Though inadvertent, is there a message to be gleaned here? Would we be better off if we were like these characters—free of data, free of history, free of what we sent at 3 am? There is a certain Buddhist appeal to the cleanliness of their text threads. Nothing you’ve said before matters. You’re only as good as your next emoji, your next reminder to someone that you care.

Still, I reject this. For all we can debate about what smartphones have wrought, having an immense, immediately accessible library of our interpersonal relationships is among the net goods. While every tech platform nudges us toward the ephemeral—disappearing stories from Snapchat, Skype, Instagram, LinkedIn, Facebook, Twitter, YouTube, et al.—our text histories offer an increasingly rare, comforting permanence. Threads are our staccato pen palships, testaments to our growth and regression, our inanity and suffering. Today you open the group chat to let your friends know you were laid off, and you are greeted by yesterday’s 78 texts dunking on Brendan’s new haircut. Rarely do I scroll back far, though sometimes my friend and I will use the search feature to resend a single text the other sent four years ago, completely out of context: This was you, then.

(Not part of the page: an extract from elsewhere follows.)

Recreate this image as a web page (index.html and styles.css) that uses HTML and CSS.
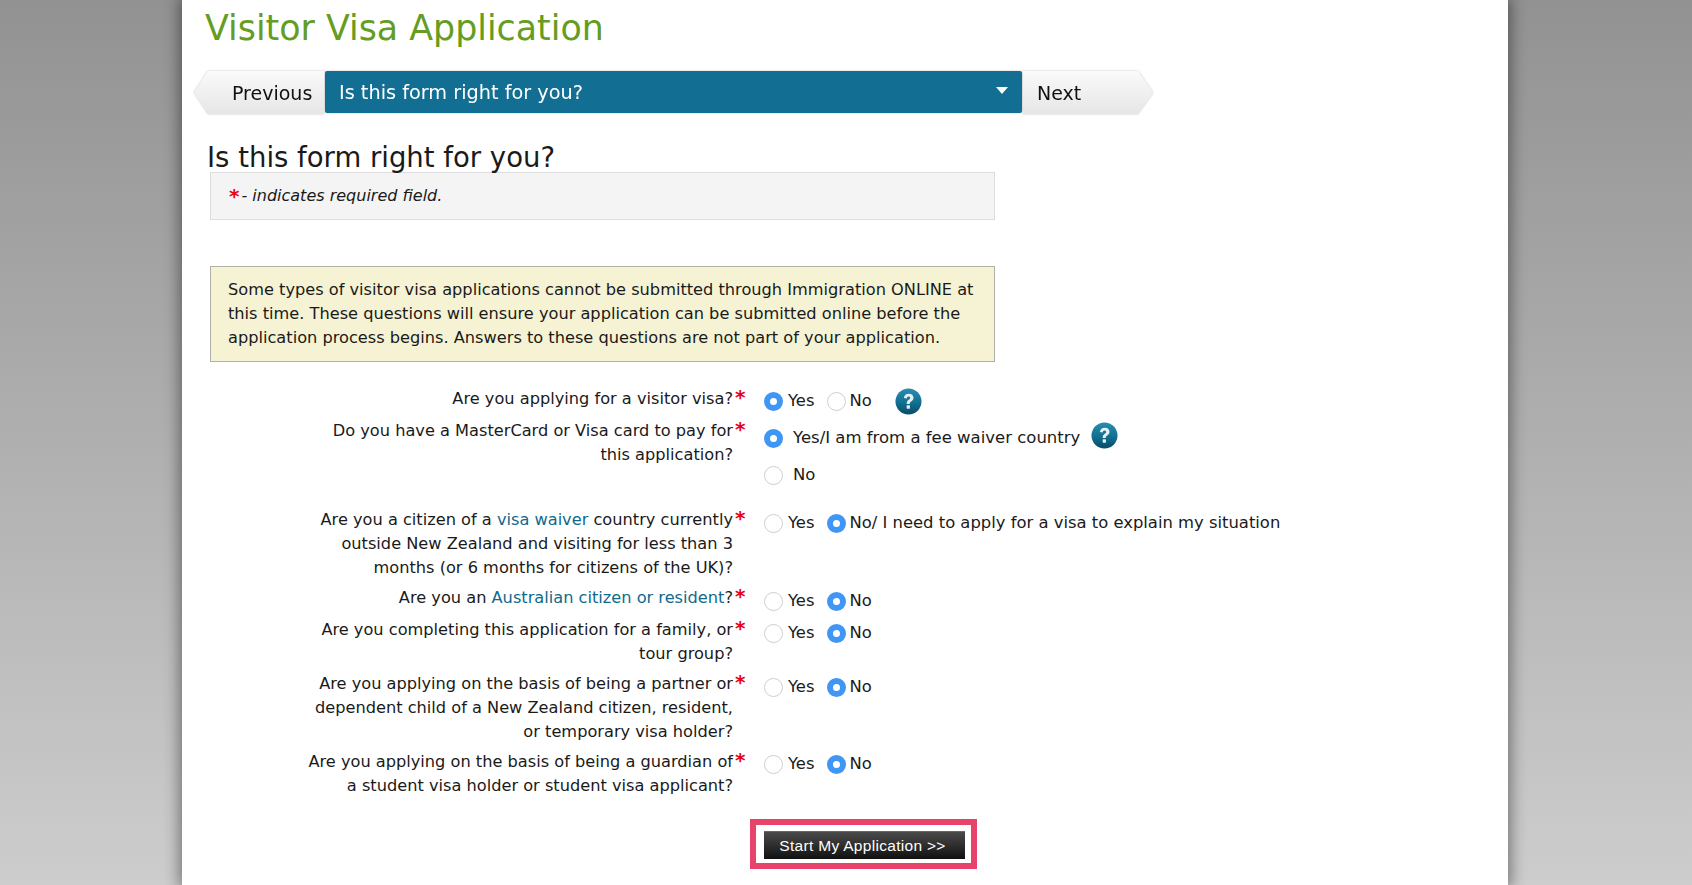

Texting presents challenges for any show or movie set in the 2000s. It’s most often implausible for characters to not text, and yet making texting look sexy is hard. But avoiding blank slate messaging isn't complicated, and there are rich aspects of texting’s impact on us still unexplored onscreen. Until then, maybe just show a new text coming in on the phone’s home screen, and don't have characters swipe open to the horrifying emptiness.